The two floors in the new building contain classrooms only; the first one has two art rooms in which all art classes are taught. Two rooms on the first floor are also the offices of the upper secondary coordinators; Mr. Spiller and Ms. Premkumar for the IB Diploma program and Mr. Röthemeier and Ms. Ibold for the bilingual Abitur. The ground floor houses the kitchen—for vocational education purposes—and the wood workshop. P.E. classes are taught in the gym adjacent to the school yard, the Wilmersdorfer Sportplatz (which is a short walk away from the school) or occasionally also the nearby Preußenpark. The Nelson Mandela School's yearly Bundesjugendspiele take place at the Stadion Wilmersdorf, located close to S Hohenzollerndamm.

Many classrooms are equipped with interactive white-boards. Each classroom has a computer linked up to the white board or beamer. There are two fully equipped computer rooms. The entire school is connected to fast-speed Internet and has wifí access for teachers and upper Secondary students.

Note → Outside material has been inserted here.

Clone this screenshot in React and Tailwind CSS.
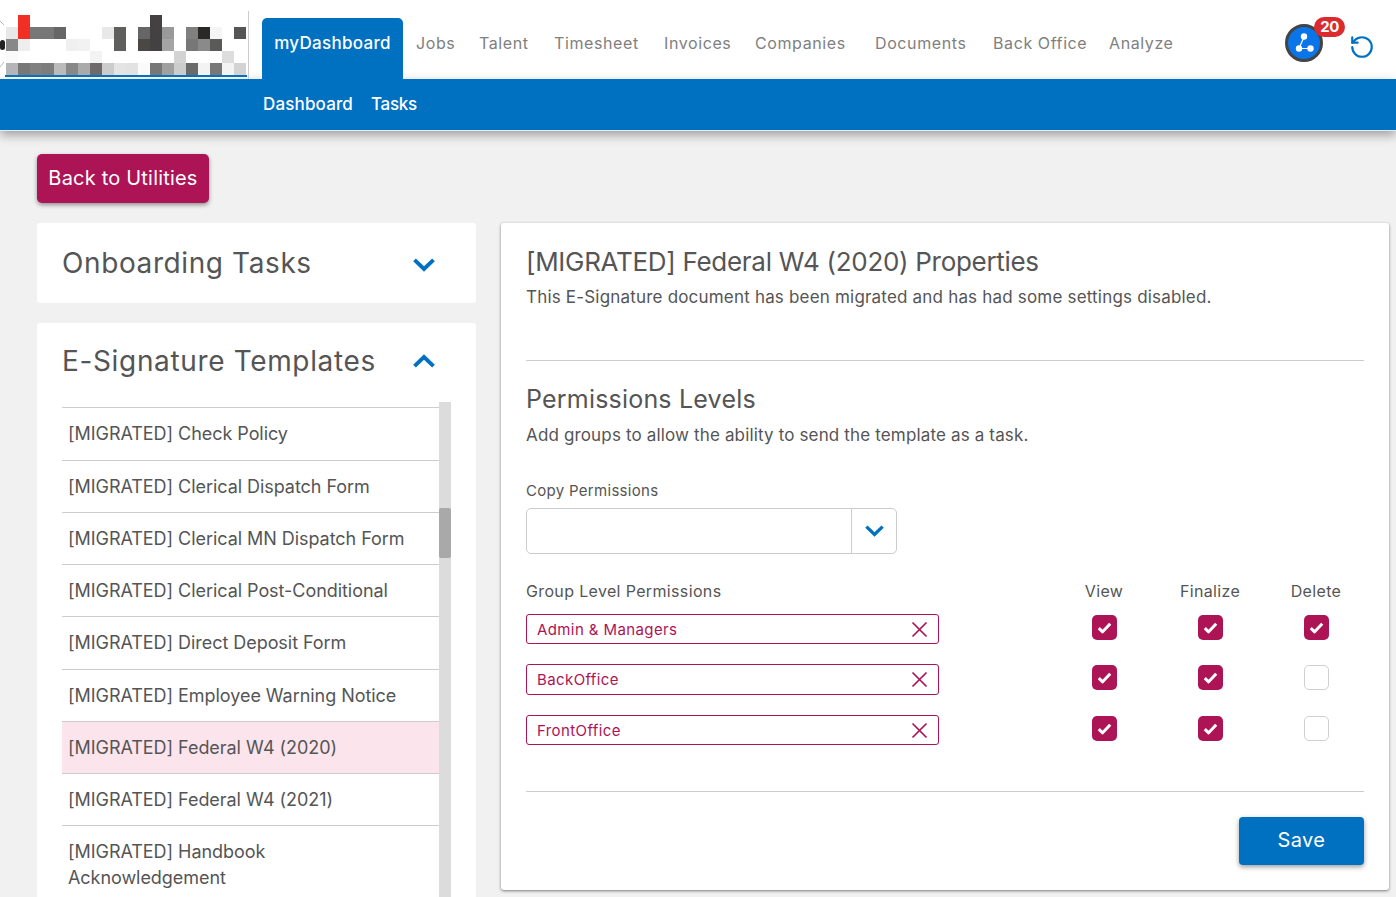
import { RotateCcw } from 'lucide-react';

const FONT = "font-['Inter','Noto_Sans',sans-serif]";

const NAV = [
  { label: 'Jobs', w: 'w-[63px]' },
  { label: 'Talent', w: 'w-[75px]' },
  { label: 'Timesheet', w: 'w-[110px]' },
  { label: 'Invoices', w: 'w-[91px]' },
  { label: 'Companies', w: 'w-[120px]' },
  { label: 'Documents', w: 'w-[118px]' },
  { label: 'Back Office', w: 'w-[116px]' },
  { label: 'Analyze', w: 'w-[70px]' },
];

const TEMPLATES = [
  '[MIGRATED] Check Policy',
  '[MIGRATED] Clerical Dispatch Form',
  '[MIGRATED] Clerical MN Dispatch Form',
  '[MIGRATED] Clerical Post-Conditional',
  '[MIGRATED] Direct Deposit Form',
  '[MIGRATED] Employee Warning Notice',
  '[MIGRATED] Federal W4 (2020)',
  '[MIGRATED] Federal W4 (2021)',
  '[MIGRATED] Handbook Acknowledgement',
];

const GROUPS = [
  { name: 'Admin & Managers', del: true, h: 'h-[30px]', mb: 'mb-5' },
  { name: 'BackOffice', del: false, h: 'h-[31px]', mb: 'mb-5' },
  { name: 'FrontOffice', del: false, h: 'h-[30px]', mb: '' },
];

// pixelated logo, 20 columns x 5 rows of 12px blocks
const LOGO = [
  ['#fff', '#f22f24', '#fff', '#fff', '#fff', '#fff', '#fff', '#fff', '#fff', '#fff', '#fff', '#fff', '#444142', '#fff', '#fff', '#fff', '#fff', '#fff', '#fff', '#fff'],
  ['#e8e8e8', '#f22f24', '#777', '#777', '#666', '#fff', '#fff', '#fff', '#e8e8e8', '#5f5f5d', '#fff', '#666', '#444142', '#999', '#fff', '#808080', '#2b2828', '#f5f5f5', '#fff', '#555'],
  ['#888', '#eee', '#fff', '#fff', '#fff', '#f0f0f0', '#f2f2f2', '#fff', '#fff', '#5f5f5d', '#fff', '#4a4747', '#444142', '#a5a5a5', '#fff', '#777', '#8a8a8a', '#5a5a58', '#fff', '#fff'],
  ['#fafafa', '#fff', '#fff', '#fff', '#fff', '#fff', '#fff', '#f3f3f3', '#fff', '#fff', '#fff', '#fff', '#fff', '#fff', '#d3d3d3', '#fff', '#fff', '#fff', '#ddd', '#fff'],
  ['#b5b5b8', '#777', '#808080', '#7d7d7d', '#bbb', '#888', '#aaa', '#6c6a6a', '#ccc', '#e4e4e4', '#e2e2e2', '#fafafa', '#777', '#a0a0a0', '#ccc', '#6a6a6a', '#f3f3f3', '#777', '#f3f3f3', '#d3d3d3'],
];

const Logo = () => (
  <svg width="248" height="79" viewBox="0 0 248 79" className="block shrink-0">
    <rect x="0" y="40" width="5" height="10" rx="2.5" fill="#222" />
    <path d="M0 21l4 4M0 67l4-5" stroke="#bbb" strokeWidth="1" />
    {LOGO.map((row, y) =>
      row.map((c, x) => <rect key={`${x}-${y}`} x={6 + x * 12} y={15 + y * 12} width="12" height="12" fill={c} />)
    )}
    <rect x="5" y="75" width="242" height="2" fill="#0071c1" />
  </svg>
);

const Chevron = ({ up, className }) => (
  <svg viewBox="0 0 20 13" className={className} fill="none" stroke="#0071c1" strokeWidth="3.6">
    <path d={up ? 'M1.2 11.2L10 2.8l8.8 8.4' : 'M1.2 1.8L10 10.2l8.8-8.4'} />
  </svg>
);

const Check = ({ on }) =>
  on ? (
    <span className="flex items-center justify-center w-[25px] h-[25px] rounded-[5px] bg-[#ac1456]">
      <svg width="15" height="12" viewBox="0 0 15 12" fill="none" stroke="#fff" strokeWidth="3" strokeLinejoin="round">
        <path d="M1.8 6.2l3.8 3.6 7.6-8" />
      </svg>
    </span>
  ) : (
    <span className="block w-[25px] h-[25px] rounded-[5px] bg-white border border-[#d0d0d0]" />
  );

const App = () => {
  return (
    <div className={`${FONT} w-[1396px] h-[897px] overflow-hidden bg-[#f1f1f1] text-[#555]`}>
      {/* Top nav */}
      <header className="flex h-[79px] bg-white">
        <div className="relative w-[249px] shrink-0">
          <Logo />
          <span className="absolute right-0 top-[11px] bottom-0 w-px bg-[#ccc]" />
        </div>
        <div className="flex items-end pl-[13px]">
          <a className="flex w-[141px] h-[61px] pt-[13px] justify-center rounded-t-[5px] bg-[#0071c1] text-white text-[17px] font-medium tracking-[0.3px]">
            myDashboard
          </a>
          <nav className="flex h-[61px] pt-[13px] pl-[13px] text-[16px] tracking-[0.6px] text-[#808080]">
            {NAV.map((n) => (
              <a key={n.label} className={`${n.w} whitespace-nowrap`}>
                {n.label}
              </a>
            ))}
          </nav>
        </div>
        <div className="relative ml-auto w-[111px] shrink-0">
          <div className="absolute left-0 top-[24px] flex items-center justify-center w-[38px] h-[38px] rounded-full border-[3px] border-[#444] bg-[#0a75e8]">
            <svg width="26" height="26" viewBox="0 0 26 26" fill="#fff" stroke="none">
              <path d="M13 7L8 18.5h11.5" fill="none" stroke="#fff" strokeWidth="1.2" />
              <circle cx="13" cy="6.5" r="3.2" />
              <circle cx="8" cy="18.5" r="3.2" />
              <circle cx="19.5" cy="18.5" r="3.2" />
            </svg>
          </div>
          <span className="absolute left-[29px] top-[17px] flex items-center justify-center w-[31px] h-[20px] rounded-full bg-[#dc2b2f] text-white text-[15px] font-bold tracking-[-0.5px]">
            20
          </span>
          <RotateCcw className="absolute left-[64px] top-[34px] w-[26px] h-[26px] text-[#0071c1]" strokeWidth={2} />
        </div>
      </header>

      {/* Sub nav */}
      <div className="flex items-center h-[52px] pl-[263px] gap-[18px] bg-[#0071c1] text-white text-[17px] font-medium tracking-[0.15px] border-b border-[#e5eef5] shadow-[0_4px_10px_rgba(0,0,0,0.35)]">
        <a>Dashboard</a>
        <a className="tracking-[-0.3px]">Tasks</a>
      </div>

      <main className="pl-[37px] pt-[23px]">
        <button className="flex items-center justify-center w-[172px] h-[49px] pb-[2px] rounded-[5px] bg-[#ac1456] text-white text-[20px] tracking-[0.2px] shadow-[0_2px_4px_rgba(0,0,0,0.4)]">
          Back to Utilities
        </button>

        <div className="flex mt-5 gap-[25px]">
          {/* Left column */}
          <div className="w-[439px] shrink-0">
            <section className="flex items-center justify-between h-[80px] pl-[25px] pr-[41px] rounded-[3px] bg-white">
              <h2 className="text-[28px] tracking-[0.6px] leading-none">Onboarding Tasks</h2>
              <Chevron className="w-[22px] h-[14px] mt-1" />
            </section>

            <section className="mt-5 pl-[25px] rounded-[3px] bg-white h-[600px]">
              <div className="flex items-center justify-between h-[79px] pb-1 pr-[41px]">
                <h2 className="text-[28px] tracking-[0.65px] leading-none">E-Signature Templates</h2>
                <Chevron up className="w-[22px] h-[14px]" />
              </div>
              <div className="relative w-[389px]">
                <ul className="w-[377px] pt-[5.4px]">
                  {TEMPLATES.map((t) => (
                    <li
                      key={t}
                      className={`min-h-[52.25px] pl-[6px] pr-[30px] pt-[13px] pb-[11px] border-t border-[#ccc] text-[18px] leading-[26px] tracking-[-0.05px] ${
                        t.includes('(2020)') ? 'bg-[#fce4ec]' : ''
                      }`}
                    >
                      {t}
                    </li>
                  ))}
                </ul>
                {/* Scrollbar */}
                <div className="absolute right-0 top-0 bottom-0 w-[12px] bg-[#dcdcdc]">
                  <div className="mt-[106px] h-[50px] rounded-[2px] bg-[#a9a9a9]" />
                </div>
              </div>
            </section>
          </div>

          {/* Right panel */}
          <section className="w-[888px] h-[667px] shrink-0 px-[25px] pt-[20px] rounded-[3px] bg-white shadow-[0_1px_3px_rgba(0,0,0,0.5)]">
            <h1 className="text-[26px] leading-[38px] tracking-[-0.3px]">[MIGRATED] Federal W4 (2020) Properties</h1>
            <p className="mt-[3px] text-[17px] leading-[26px] tracking-[0.19px]">
              This E-Signature document has been migrated and has had some settings disabled.
            </p>
            <hr className="mt-[50px] border-[#ccc]" />
            <h2 className="mt-[20px] text-[25px] leading-[36px] tracking-[0.2px]">Permissions Levels</h2>
            <p className="mt-[5px] text-[17px] leading-[26px] tracking-[0.15px]">
              Add groups to allow the ability to send the template as a task.
            </p>
            <label className="block mt-[31px] text-[15px] leading-[24px] tracking-[0.3px]">Copy Permissions</label>
            <div className="flex mt-[5px] w-[371px] h-[46px] rounded-[5px] bg-white border border-[#ccc]">
              <span className="flex-1" />
              <span className="flex items-center justify-center w-[45px] border-l border-[#ccc]">
                <Chevron className="w-[19px] h-[12px]" />
              </span>
            </div>

            <div className="flex items-center mt-[25px] h-[24px] text-[16px] tracking-[0.35px]">
              <span className="flex-1">Group Level Permissions</span>
              <span className="w-[106px] text-center">View</span>
              <span className="w-[106px] text-center">Finalize</span>
              <span className="w-[106px] mr-[-5px] text-center">Delete</span>
            </div>

            <div className="mt-[11px]">
              {GROUPS.map((g) => (
                <div key={g.name} className={`flex items-start ${g.mb}`}>
                  <div
                    className={`flex items-center justify-between w-[413px] ${g.h} pl-[10px] pr-[10px] rounded-[3px] border border-[#ac1456] text-[#ac1456] text-[15px] tracking-[0.4px]`}
                  >
                    <span className="pt-[2px]">{g.name}</span>
                    <svg width="17" height="17" viewBox="0 0 17 17" stroke="#ac1456" strokeWidth="1.7">
                      <path d="M1.5 1.5l14 14M15.5 1.5l-14 14" />
                    </svg>
                  </div>
                  <div className="ml-[153px] mt-px flex">
                    <Check on />
                    <span className="ml-[81px]">
                      <Check on />
                    </span>
                    <span className="ml-[81px]">
                      <Check on={g.del} />
                    </span>
                  </div>
                </div>
              ))}
            </div>

            <hr className="mt-[46px] border-[#ccc]" />
            <div className="flex justify-end mt-[25px]">
              <button className="w-[125px] h-[48px] pb-[2px] rounded-[4px] bg-[#0071c1] text-white text-[20px] tracking-[0.4px] shadow-[0_2px_5px_rgba(0,0,0,0.4)]">
                Save
              </button>
            </div>
          </section>
        </div>
      </main>
    </div>
  );
};

export default App;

The library is well-equipped with books, reference materials and digital workspaces for either PCs or laptops. Laptops and hotspots can be borrowed here for projects and in times of online learning.

===Primary===
The old building of the primary has four floors, on which there are classrooms and one computer room and an art room. The new building contains a science laboratory, a computer room and the "Bewegungsraum" (the "motion room", in which dance and drama classes are held). The school also has one music room, a canteen, the Aula (which can be used for sports classes as well as assemblies) and the "Foyer". There is a library.

There are two school yards, a larger one containing a variety of different objects like a football court, table tennis tables or a slide, and the "Chill Hof" ("chill yard"), which is considerably smaller.

As in the secondary, in the primary there are interactive white-boards in the classrooms, but this varies.